Monday, May 6, 2013
May's Yoga Pose: Lotus Pose
Step by Step
Sit on the floor with your legs straight in front. Bend your right knee and bring the lower leg up into a cradle: The outer edge of the foot is notched into the crook of the left elbow, the knee is wedged into the crook of the right elbow, and the hands are clasped (if possible) outside the shin. Lift the front torso toward the inner right leg so the spine lengthens (and the lower back does not round). Rock your leg back and forth a few times, exploring the full range of movement of the hip joint.
Bend the left knee and turn the leg out. Rock your right leg far out to the right, then lock the knee tight by pressing the back of the thigh to the calf. Next swing the leg across in front of your torso, swiveling from the hip and not the knee, and nestle the outside edge of the foot into the inner left groin. Be sure to bring the right knee as close to the left as possible, and press the right heel into the left lower belly. Ideally the sole of the foot is perpendicular to the floor, not parallel.

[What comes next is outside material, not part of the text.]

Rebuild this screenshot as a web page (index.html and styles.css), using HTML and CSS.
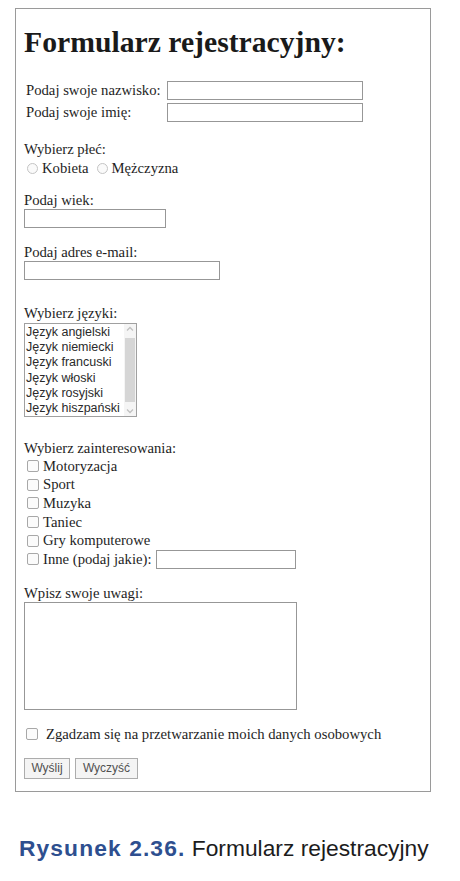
FILE: index.html
```html
<!DOCTYPE html>
<html>
<head>
  <meta charset="utf-8">
  <link rel="stylesheet" href="styles.css">
</head>
<body>
  <div class="frame">
    <h1>Formularz rejestracyjny:</h1>

    <div class="name-table">
      <label class="cell-label">Podaj swoje nazwisko:</label>
      <input type="text" class="field field-name">
      <label class="cell-label">Podaj swoje imię:</label>
      <input type="text" class="field field-name">
    </div>

    <div class="group group-gender">
      <div class="label">Wybierz płeć:</div>
      <div class="radio-row">
        <label class="choice"><input type="radio" name="plec" class="radio">Kobieta</label>
        <label class="choice"><input type="radio" name="plec" class="radio">Mężczyzna</label>
      </div>
    </div>

    <div class="group group-age">
      <div class="label">Podaj wiek:</div>
      <input type="text" class="field field-age">
    </div>

    <div class="group group-email">
      <div class="label">Podaj adres e-mail:</div>
      <input type="text" class="field field-email">
    </div>

    <div class="group group-langs">
      <div class="label">Wybierz języki:</div>
      <div class="listbox">
        <ul class="options">
          <li>Język angielski</li>
          <li>Język niemiecki</li>
          <li>Język francuski</li>
          <li>Język włoski</li>
          <li>Język rosyjski</li>
          <li>Język hiszpański</li>
        </ul>
        <div class="scrollbar">
          <svg class="arrow" width="12" height="10" viewBox="0 0 12 10"><path d="M3 6.5 L6 3.5 L9 6.5" fill="none" stroke="#c0c0c0" stroke-width="1.3"/></svg>
          <div class="thumb"></div>
          <svg class="arrow" width="12" height="10" viewBox="0 0 12 10"><path d="M3 3.5 L6 6.5 L9 3.5" fill="none" stroke="#c0c0c0" stroke-width="1.3"/></svg>
        </div>
      </div>
    </div>

    <div class="group group-interests">
      <div class="label">Wybierz zainteresowania:</div>
      <label class="check-row"><input type="checkbox" class="box">Motoryzacja</label>
      <label class="check-row"><input type="checkbox" class="box">Sport</label>
      <label class="check-row"><input type="checkbox" class="box">Muzyka</label>
      <label class="check-row"><input type="checkbox" class="box">Taniec</label>
      <label class="check-row"><input type="checkbox" class="box">Gry komputerowe</label>
      <label class="check-row"><input type="checkbox" class="box">Inne (podaj jakie):<input type="text" class="field field-other"></label>
    </div>

    <div class="group group-notes">
      <div class="label">Wpisz swoje uwagi:</div>
      <textarea class="notes"></textarea>
    </div>

    <label class="consent"><input type="checkbox" class="box box-consent">Zgadzam się na przetwarzanie moich danych osobowych</label>

    <div class="buttons">
      <button class="btn btn-send">Wyślij</button>
      <button class="btn btn-clear">Wyczyść</button>
    </div>
  </div>

  <p class="caption"><span class="caption-num">Rysunek 2.36.</span> Formularz rejestracyjny</p>
</body>
</html>
```

FILE: styles.css
```css
body {
  margin: 0;
  background: #ffffff;
  font-family: "Liberation Serif", "Times New Roman", serif;
  font-size: 14.7px;
  color: #1e1e1e;
}

/* Ramka formularza */
.frame {
  width: 416px;
  height: 784px;
  margin: 8px 0 0 15px;
  padding: 0 8px;
  border: 1px solid #9a9a9a;
  box-sizing: border-box;
}

h1 {
  margin: 16px 0 0 0;
  font-size: 29.7px;
  line-height: 34px;
  font-weight: bold;
  color: #1a1a1a;
}

.field {
  display: block;
  height: 19px;
  margin: 0;
  padding: 0;
  border: 1px solid #979797;
  background: #fff;
  box-sizing: border-box;
}

/* Nazwisko / imię */
.name-table {
  display: grid;
  grid-template-columns: 143px 196px;
  grid-auto-rows: 22px;
  align-items: center;
  margin-top: 20px;
}

.cell-label {
  padding-left: 2px;
  line-height: 18px;
}

.field-name {
  width: 196px;
}

.group {
  margin-top: 15px;
}

.label {
  line-height: 18px;
}

/* Płeć */
.group-gender {
  margin-top: 17px;
}

.radio-row {
  display: flex;
  line-height: 20px;
}

.choice {
  display: flex;
  align-items: center;
  margin-right: 5px;
}

.radio {
  appearance: none;
  width: 11px;
  height: 11px;
  margin: 0 4px 0 3px;
  border: 1px solid #c4c4c4;
  border-radius: 50%;
  background: #fafafa;
}

.group-age {
  margin-top: 13px;
}

.field-age {
  width: 142px;
}

.field-email {
  width: 196px;
}

/* Lista języków */
.group-langs {
  margin-top: 24px;
}

.listbox {
  display: flex;
  width: 113px;
  height: 94px;
  margin-top: 1px;
  border: 1px solid #a0a0a0;
  box-sizing: border-box;
  background: #fff;
}

.options {
  flex: 1;
  margin: 0;
  padding: 1px 0 0 1px;
  list-style: none;
  font-family: "Liberation Sans", Arial, sans-serif;
  font-size: 12.5px;
  line-height: 15.2px;
  color: #2a2a2a;
  white-space: nowrap;
  overflow: hidden;
}

.scrollbar {
  display: flex;
  flex-direction: column;
  align-items: center;
  width: 12px;
  background: #f5f5f5;
}

.arrow {
  flex: none;
}

.thumb {
  flex: 1;
  width: 10px;
  margin: 4px 0 4px 0;
  background: #d6d6d6;
}

/* Zainteresowania */
.group-interests {
  margin-top: 22px;
}

.check-row {
  display: flex;
  align-items: center;
  height: 18.6px;
}

.box {
  appearance: none;
  width: 12px;
  height: 12px;
  margin: 0 4px 0 3px;
  border: 1px solid #a8a8a8;
  border-radius: 2px;
  background: #fbfbfb;
}

.field-other {
  width: 140px;
  margin-left: 5px;
}

/* Uwagi */
.group-notes {
  margin-top: 15px;
}

.notes {
  display: block;
  width: 273px;
  height: 108px;
  margin: 0;
  padding: 0;
  border: 1px solid #979797;
  box-sizing: border-box;
  resize: none;
}

.consent {
  display: flex;
  align-items: center;
  margin-top: 15px;
  line-height: 18px;
}

.box-consent {
  margin: 0 8px 0 2px;
}

.buttons {
  display: flex;
  gap: 5px;
  margin-top: 15px;
}

.btn {
  height: 21px;
  padding: 0 5px;
  border: 1px solid #acacac;
  border-radius: 0;
  background: #f4f4f4;
  font-family: "Liberation Sans", Arial, sans-serif;
  font-size: 12px;
  color: #505050;
}

.btn-send {
  width: 46px;
}

.btn-clear {
  width: 63px;
}

/* Podpis rysunku */
.caption {
  margin: 43px 0 0 19px;
  font-family: "Liberation Sans", Arial, sans-serif;
  font-size: 22.8px;
  line-height: 26px;
  color: #1c1c1c;
}

.caption-num {
  font-weight: bold;
  letter-spacing: 1.1px;
  color: #2e4f8f;
}
```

Now lean back slightly, pick the right leg up off the floor, and lift the left leg in front of the right. To do this hold the underside of the left shin in your hands. Carefully slide the left leg over the right, snuggling the edge of the left foot deep into the right groin. Again swivel into position from the hip joint, pressing the heel against the lower belly, and arrange the sole perpendicular to the floor. Draw the knees as close together as possible. Use the edges of the feet to press the groins toward the floor and lift through the top of the sternum. If you wish, you can place the hands palms up in jnana mudra, with the thumbs and first fingers touching.
Padmasana is the sitting asana par excellence, but it's not for everybody. Experienced students can use it as a seat for their daily pranayama or meditation, but beginners may need to use other suitable positions. In the beginning, only hold the pose for a few seconds and quickly release. Remember that Padmasana is a "two-sided pose," so be sure to work with both leg crosses each time you practice. Gradually add a few seconds each week to your pose until you can sit comfortably for a minute or so. Ideally you should work with a teacher to monitor your progress.
Calms the brain
Stimulates the pelvis, spine, abdomen, and bladder
Stretches the ankles and knees
Eases menstrual discomfort and sciatica
Consistent practice of this pose until late into pregnancy is said to help ease childbirth.
Traditional texts say that Padmasana destroys all disease and awakens kundalini.